Kappa’s single code path ensures that processing is consistent across all data. There is no risk of a logic mismatch between batch and speed layers. However, stream processing systems have historically been less adept at handling complex, multi-step computations or managing large, mutable state compared to batch systems. Modern stream processors like Apache Flink have largely closed this gap with features like exactly-once processing semantics and robust state management. In a well-implemented Kappa system, the accuracy can be on par with, or even exceed, that of a Lambda system because there is only one version of the truth.

Choosing the right architecture for your B2B needs

The performance comparison points to a clear trade-off. Lambda offers a proven, if cumbersome, path to guaranteed accuracy by separating the concerns of completeness and latency. Kappa offers a streamlined, simpler system that boosts developer productivity and operational simplicity but requires mature stream processing technology and a disciplined approach to data retention.
For a B2B organization, the choice often comes down to the nature of its data applications and the maturity of its team. A company requiring complex, nightly ETL jobs for a data warehouse alongside real-time alerting might find a hybrid approach, leaning on Lambda, more natural. A startup building a new, real-time SaaS analytics product would likely achieve faster time-to-market and lower operational overhead by adopting the Kappa pattern from the outset.

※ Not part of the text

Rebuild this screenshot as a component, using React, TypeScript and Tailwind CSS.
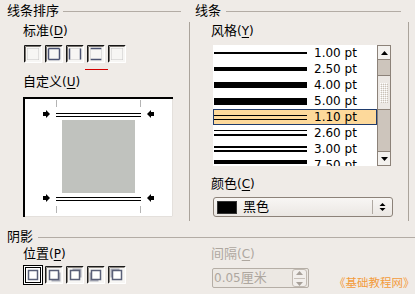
function cx(...a: (string | false | undefined)[]) {
  return a.filter(Boolean).join(' ')
}

function Label({ text, k, className }: { text: string; k: string; className?: string }) {
  return (
    <div className={cx('h-[16px] flex items-center whitespace-nowrap', className)}>
      <span className="text-[13px]">{text}</span>
      <span>(</span>
      <span className="underline underline-offset-2">{k}</span>
      <span>)</span>
    </div>
  )
}

// solid: which sides of the inner square are drawn solid (t, r, b, l)
function BorderIcon({ solid }: { solid: string }) {
  const side = (s: string, d: string) =>
    solid.includes(s) ? (
      <path d={d} stroke="#4b5270" strokeWidth="1.5" fill="none" />
    ) : (
      <path d={d} stroke="#c6c6c6" strokeWidth="1" strokeDasharray="1 1" fill="none" />
    )
  return (
    <svg width="18" height="18" viewBox="0 0 18 18">
      <rect x="0" y="0" width="18" height="18" fill="#f7f6f4" />
      <path d="M0.5 17.5V0.5H17.5" stroke="#151515" fill="none" />
      <path d="M1.5 16.5V1.5H16.5" stroke="#77726d" fill="none" />
      <path d="M0.5 17.5H17.5V0.5" stroke="#ffffff" fill="none" />
      {side('t', 'M3.5 3.5H14.5')}
      {side('b', 'M3.5 14.5H14.5')}
      {side('l', 'M3.5 3.5V14.5')}
      {side('r', 'M14.5 3.5V14.5')}
    </svg>
  )
}

function ShadowIcon({ shadow, selected }: { shadow?: string; selected?: boolean }) {
  const off: Record<string, [number, number]> = {
    br: [2, 2],
    tr: [2, -2],
    bl: [-2, 2],
    tl: [-2, -2],
  }
  const o = shadow ? off[shadow] : null
  return (
    <svg width="20" height="20" viewBox="0 0 20 20">
      {selected ? (
        <>
          <rect x="0.5" y="0.5" width="19" height="19" fill="#ffffff" stroke="#000" />
          <rect x="2.5" y="2.5" width="15" height="15" fill="#ffffff" stroke="#000" />
        </>
      ) : (
        <>
          <rect x="1" y="1" width="18" height="18" fill="#f7f6f4" />
          <path d="M1.5 18.5V1.5H18.5" stroke="#1c1c1c" fill="none" />
          <path d="M2.5 17.5V2.5H17.5" stroke="#8b8680" fill="none" />
          <path d="M1.5 18.5H18.5V1.5" stroke="#ffffff" fill="none" />
        </>
      )}
      {o && <rect x={5.5 + o[0]} y={5.5 + o[1]} width="9" height="9" fill="#abadb8" />}
      <rect x="5.5" y="5.5" width="9" height="9" fill="#ffffff" stroke="#5a6078" strokeWidth="1.5" />
    </svg>
  )
}

const styles = [
  { label: '1.00 pt', lines: [2], gap: 0 },
  { label: '2.50 pt', lines: [4], gap: 0 },
  { label: '4.00 pt', lines: [6], gap: 0 },
  { label: '5.00 pt', lines: [7], gap: 0 },
  { label: '1.10 pt', lines: [1, 1], gap: 3, selected: true },
  { label: '2.60 pt', lines: [1, 2], gap: 3 },
  { label: '3.00 pt', lines: [2, 2], gap: 2 },
  { label: '7.50 pt', lines: [4, 4], gap: 2 },
]

function Preview() {
  const rightArrow = (y: number) =>
    `20,${y - 2} 23,${y - 2} 23,${y - 4} 27,${y} 23,${y + 4} 23,${y + 2} 20,${y + 2}`
  const leftArrow = (y: number) =>
    `131,${y - 2} 128,${y - 2} 128,${y - 4} 124,${y} 128,${y + 4} 128,${y + 2} 131,${y + 2}`
  return (
    <svg width="150" height="120" viewBox="0 0 150 120" className="block">
      <rect x="0" y="0" width="150" height="120" fill="#ffffff" />
      <path d="M1 120V1H150" stroke="#000" strokeWidth="2" fill="none" />
      <path d="M149.5 2V119.5H2" stroke="#e4e0dc" fill="none" />
      <g stroke="#b4b4b4">
        <path d="M33.5 3V10M117.5 3V10M33.5 109V116M117.5 109V116" />
      </g>
      <g stroke="#000">
        <path d="M33 16.5H118M33 19.5H118M33 100.5H118M33 103.5H118" />
      </g>
      <polygon points={rightArrow(17)} fill="#000" />
      <polygon points={leftArrow(17)} fill="#000" />
      <polygon points={rightArrow(101)} fill="#000" />
      <polygon points={leftArrow(101)} fill="#000" />
      <rect x="39" y="23" width="73" height="73" fill="#c0c2be" />
    </svg>
  )
}

function Scrollbar() {
  return (
    <div className="w-[14px] h-full border border-[#8c8279] flex flex-col bg-[#cdc5bc]">
      <div className="h-[14px] bg-[#f3f1ee] border-b border-[#8c8279] flex items-center justify-center">
        <svg width="7" height="4" viewBox="0 0 7 4">
          <polygon points="0,4 3.5,0 7,4" fill="#000" />
        </svg>
      </div>
      <div className="h-[15px]" />
      <div className="h-[35px] bg-[#ece8e4] border-y border-[#8c8279] flex items-center justify-center">
        <svg width="8" height="20" viewBox="0 0 8 20">
          <defs>
            <pattern id="grip" width="2" height="2" patternUnits="userSpaceOnUse">
              <rect x="0" y="0" width="1" height="1" fill="#ffffff" />
              <rect x="1" y="1" width="1" height="1" fill="#c9c2b9" />
            </pattern>
          </defs>
          <rect x="0" y="0" width="8" height="20" fill="url(#grip)" />
        </svg>
      </div>
      <div className="flex-1" />
      <div className="h-[14px] bg-[#f3f1ee] border-t border-[#8c8279] flex items-center justify-center">
        <svg width="7" height="4" viewBox="0 0 7 4">
          <polygon points="0,0 3.5,4 7,0" fill="#000" />
        </svg>
      </div>
    </div>
  )
}

export default function App() {
  return (
    <div className="relative w-[415px] h-[294px] overflow-hidden bg-[#efebe7] text-black text-[12px] leading-[16px] font-['DejaVu_Sans','Noto_Sans_CJK_SC',sans-serif]">
      {/* Top: line arrangement + line */}
      <div className="flex h-[221px]">
        <div className="w-[190px] flex flex-col">
          <div className="mt-[3px] h-[16px] flex items-center pl-[7px]">
            <span className="text-[13px]">线条排序</span>
            <div className="flex-1 ml-[4px] mr-[9px] h-px bg-[#b3aca5]" />
          </div>
          <div className="mt-[3px] flex-1 border-r border-[#aaa39b] pl-[23px] pt-[1px]">
            <Label text="标准" k="D" />
            <div className="mt-[6px] ml-[1px] flex gap-[3px]">
              <BorderIcon solid="" />
              <BorderIcon solid="tlbr" />
              <BorderIcon solid="lr" />
              <BorderIcon solid="tb" />
              <BorderIcon solid="" />
            </div>
            <div className="mt-[6px] ml-[62px] w-[23px] h-px bg-[#d40000]" />
            <Label text="自定义" k="U" className="mt-[4px]" />
            <div className="mt-[7px]">
              <Preview />
            </div>
          </div>
        </div>

        <div className="flex-1 flex flex-col">
          <div className="mt-[3px] h-[16px] flex items-center pl-[5px]">
            <span className="text-[13px]">线条</span>
            <div className="flex-1 ml-[5px] mr-[14px] h-px bg-[#b3aca5]" />
          </div>
          <div className="mt-[3px] mr-[6px] flex-1 border-r border-[#aaa39b] pl-[21px] pt-[1px]">
            <Label text="风格" k="Y" />
            <div className="mt-[6px] ml-[2px] w-[178px] h-[121px] flex">
              <div className="flex-1 bg-white overflow-hidden">
                {styles.map((s) => (
                  <div
                    key={s.label}
                    className={cx(
                      'h-[16px] flex items-center',
                      s.selected && 'bg-[#fdd99b] shadow-[inset_0_0_0_1px_#1f3b6c]'
                    )}
                  >
                    <div className="ml-[1px] w-[93px] flex flex-col" style={{ gap: s.gap }}>
                      {s.lines.map((h, i) => (
                        <div key={i} className="bg-black" style={{ height: h }} />
                      ))}
                    </div>
                    <span className="ml-[7px] whitespace-nowrap">{s.label}</span>
                  </div>
                ))}
              </div>
              <Scrollbar />
            </div>
            <Label text="颜色" k="C" className="mt-[10px]" />
            <div className="mt-[5px] ml-[2px] w-[180px] h-[20px] rounded-[3px] border border-[#8c8279] bg-gradient-to-b from-[#f8f6f4] to-[#ebe7e3] flex items-center">
              <div className="ml-[3px] w-[20px] h-[13px] bg-black border border-[#333]" />
              <span className="ml-[6px] text-[13px]">黑色</span>
              <div className="ml-auto h-[14px] w-px bg-[#b0a9a2]" />
              <svg width="7" height="10" viewBox="0 0 7 10" className="mx-[6px]">
                <polygon points="0.5,4 3.5,1 6.5,4" fill="#000" />
                <polygon points="0.5,6 3.5,9 6.5,6" fill="#000" />
              </svg>
            </div>
          </div>
        </div>
      </div>

      {/* Bottom: shadow */}
      <div className="mt-[8px] h-[16px] flex items-center pl-[7px]">
        <span className="text-[13px]">阴影</span>
        <div className="flex-1 ml-[5px] h-px bg-[#b3aca5]" />
      </div>
      <div className="flex pl-[23px]">
        <div className="w-[188px]">
          <Label text="位置" k="P" className="mt-[1px]" />
          <div className="mt-[3px] flex">
            <div className="w-[21px]"><ShadowIcon selected /></div>
            <div className="w-[21px]"><ShadowIcon shadow="br" /></div>
            <div className="w-[21px]"><ShadowIcon shadow="tr" /></div>
            <div className="w-[21px]"><ShadowIcon shadow="bl" /></div>
            <div className="w-[21px]"><ShadowIcon shadow="tl" /></div>
          </div>
        </div>
        <div className="text-[#aea79f]">
          <Label text="间隔" k="C" className="mt-[1px]" />
          <div className="mt-[6px] ml-[1px] w-[97px] h-[20px] rounded-[2px] border border-[#b5aea6] bg-[#ece8e3] flex items-center">
            <span className="ml-[1px] whitespace-nowrap">
              0.05<span className="text-[13px]">厘米</span>
            </span>
            <div className="ml-auto mr-px w-[15px] h-[18px] rounded-[3px] border border-[#c2bbb3] bg-[#f2efec] flex flex-col items-center justify-center gap-[3px]">
              <svg width="7" height="4" viewBox="0 0 7 4">
                <polygon points="0,4 3.5,0 7,4" fill="#a8a19a" />
              </svg>
              <div className="w-[11px] h-px bg-[#c8c1ba]" />
              <svg width="7" height="4" viewBox="0 0 7 4">
                <polygon points="0,0 3.5,4 7,0" fill="#a8a19a" />
              </svg>
            </div>
          </div>
        </div>
      </div>

      {/* watermark */}
      <div className="absolute left-[334px] top-[275px] text-[11.5px] leading-[14px] text-[#f39b3c] whitespace-nowrap font-['Noto_Sans_CJK_SC',sans-serif]">
        《基础教程网》
      </div>
    </div>
  )
}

In conclusion, while the Lambda Architecture provides a safety net through its batch layer, its performance is hampered by high complexity. The Kappa Architecture delivers superior performance in terms of development agility and operational simplicity, making it an increasingly compelling choice for modern B2B applications where the stream processing technology has matured sufficiently to handle the full workload. The trend in the industry is moving towards Kappa and unified processing models, as the performance benefits of a simpler system often outweigh the theoretical comforts of a dual-path approach.